А Семен, с лицом артиста Артема из Художественного театра, продолжал рассказывать о блинах, о каком-то дьячке и еще о чем-то.
Л.Н. вышел на крыльцо и слушал улыбаясь.
– А ведь ты, Семен, теперь бойчее стал, чем в школе-то был! – заметил он.
Февраль
1 февраля
В столовой Татьяна Львовна читала сообщение «Русского слова» о постановке в Париже пьесы Ростана «Шантеклер». Когда она прочла о том, что появление на балу у курицы каких-то петухов стоило театру несколько тысяч франков, и о том, что один из этих петухов произносил патриотический монолог, Л.Н. сказал:
– Прав Граубергер, это дети, и скверные дети!.. Это похоже на того московского купца, который отдал тысячи клоуну Дурову за дрессированную свинью, зажарил ее и съел…
Пройдя в кабинет, он вручил мне совершенно готовую корректуру январского выпуска «На каждый день» с просьбой внести поправки начисто в другой экземпляр и отослать его издателю. Мысли о неравенстве, собранные и распределенные мною по месяцам, он просмотрел за январь, очень одобрил и просил вставить в корректуру.

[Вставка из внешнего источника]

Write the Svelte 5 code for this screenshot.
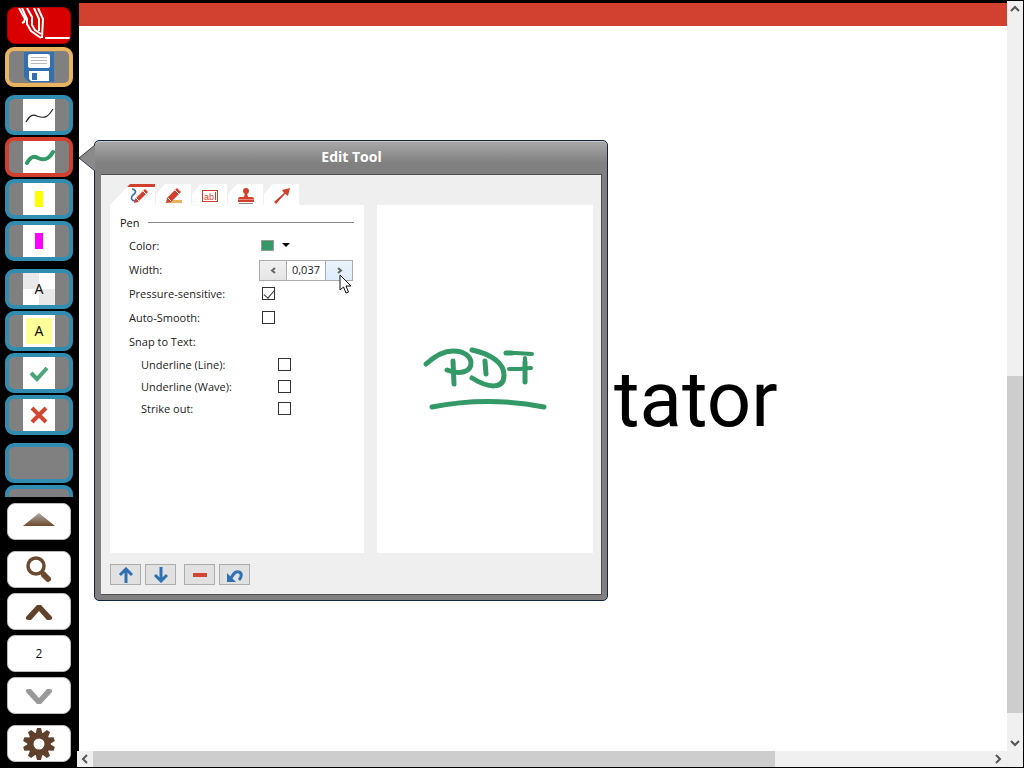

– Значит, это идет по новому плану? – еще раз осведомился Л.Н.
– Да.
– Прекрасно!
Затем он дал мне извлеченные из «На каждый день» за весь год мысли о религии, предназначенные для напечатания в «Посреднике» отдельной книжкой в одну копейку, просил просмотреть и сказать мое мнение о том, не будет ли удобнее напечатать их двумя книжками по одной копейке, чтобы избежать однообразия, которое могло стать заметным и обременительным для читателя, если бы все мысли были помещены в одной книжке.
2 февраля
– Ну, нет ли у вас каких-нибудь новостей, писем?.. – говорил Л.Н., ведя меня в кабинет.
– Да вот, письмо от матери получил.
– Ах! Что же она пишет?
– Ругает меня за переезд в Крёкшино из Москвы. Она всё никак не может помириться с тем, что я покидаю Москву и университет.
Л.Н. посочувствовал мне:
– Нужно стараться тронуть ее, дать ей понять, что вам самим больно.
– Да я уже старался много раз, Лев Николаевич, и теперь очень трудно: всё равно тебя не хотят понять.